Nós, escritores, somos, por natureza, sonhadores. Quando concluímos um livro (e quem é do ramo sabe os sacrifícios que isso implica), logo o consideramos uma obra-prima, original e inigualável. Na nossa cabeça, todos irão querer comprá-lo e ele se transformará, num piscar de olhos, em best-seller. Claro que as coisas não são bem assim (antes fossem). Temos a tendência, até por vaidade, de achar que o que escrevemos é o suprassumo da perfeição. É preciso que haja o crítico para nos devolver à realidade, apontando, com argumentos objetivos, sólidos e irretorquíveis, nossas falhas, deficiências e contradições. Isso dói demais, fere profundamente nosso exacerbado ego. Mas... é parâmetro seguro para assegurar nossa maturidade e aperfeiçoamento.
Claro que há o outro lado da moeda. Muita coisa que fazemos, na redação do nosso livro, nos deixa inseguros, com a impressão de se tratar de grande bobagem, que deveríamos suprimir, mas que não suprimimos. Todavia, eis que vem o crítico e, com a mesma objetividade com que apontou nossos defeitos, prova que aquilo que detestamos e que nos arrependemos de não haver suprimido se trata, para nossa surpresa (e pasmo) de grande virtude, que enriquece e valoriza nossa obra. Vá entender esses caras!
Geralmente eles são assim. O verdadeiro crítico, aquele que respeito (mesmo que não goste dele) é o que conquista credibilidade pelos seus conhecimentos de Literatura, de estilo, de gramática e que analisa cada livro com rigorosa isenção e critério. É o que aponta, sim, de forma implacável, os eventuais defeitos. Mas é, também, o que não titubeia em ressaltar as virtudes da obra que avalia. Ou seja, o fato de ser crítico não quer dizer que “precise”, necessariamente, ou, pior, somente (e o tempo todo) criticar. Este é o principal defeito de muitos que exercem essa importante, mas espinhosa e incompreendida função.

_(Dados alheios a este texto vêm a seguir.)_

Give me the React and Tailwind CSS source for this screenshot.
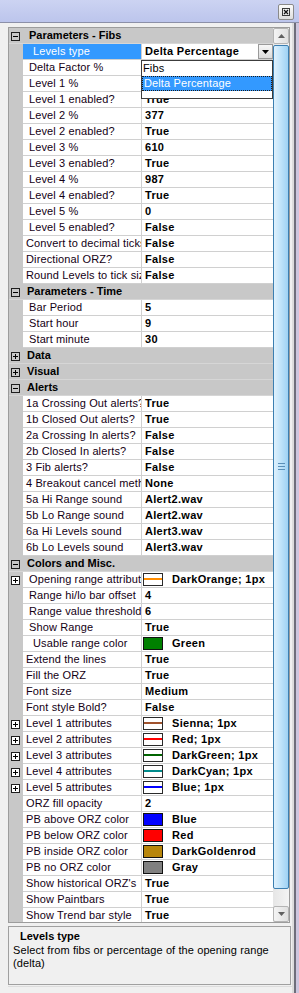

A propósito desses três agentes da Literatura, recebi, por e-mail, há uns cinco anos, do então colunista do Literário Daniel Santos (que pena que se afastou do nosso convívio!) três decálogos, elaborados por três escritores diferentes, com recomendações básicas para cada um desses personagens. Prometo, oportunamente, analisar com vagar cada um deles, por concordar com suas observações e considerá-las utilíssimas para todos os que nos honram com sua preferência neste espaço.
A primeira “taboa dos dez mandamentos” é voltada para o árbitro supremo de quem faz Literatura. Claro que me refiro ao leitor, sem o qual a atividade que tanto amo e que exerço com paixão não teria o mínimo sentido. Este decálogo foi redigido pelo escritor Alberto Mussa. Trata-se de um intelectual que dispensa apresentações, autor de pelo menos seis livros, cuja principal proposta literária é a de fundir a narrativa ocidental aos relatos mitológicos de outras culturas. É muito competente no que faz.
O redator do segundo decálogo não é menos ilustre. É, Miguel Sanches Neto, que, além de escritor, é professor universitário e crítico literário. Assina coluna semanal sobre Literatura no jornal Gazeta do Povo de Curitiba. Mas colabora, com freqüência, com outros tantos veículos de comunicação como “O Estado de São Paulo”, “Jornal da Tarde”, “República”, “Bravo” etc. É autor de catorze livros, dois dos quais traduzidos para outras línguas. Miguel Sanches Neto elaborou o “Decálogo do Escritor”.
Os “dez mandamentos” do crítico foram redigidos por um jornalista (e também festejado e bem-sucedido escritor), o gaúcho (de Porto Alegre) Michel Laub. Ele tem, em seu currículo, além dos livros “Não depois do que aconteceu” (contos) e “Música Anterior” (romance), a eficiente atuação como diretor de redação da revista “Bravo”. Como se vê, é um trio da “maior responsa”, como diria meu neto, na exótica gíria dos adolescentes, habilitadíssimo a sugerir regras para os três principais agentes da Literatura: o leitor, o escritor e o crítico. Voltarei com certeza ao assunto.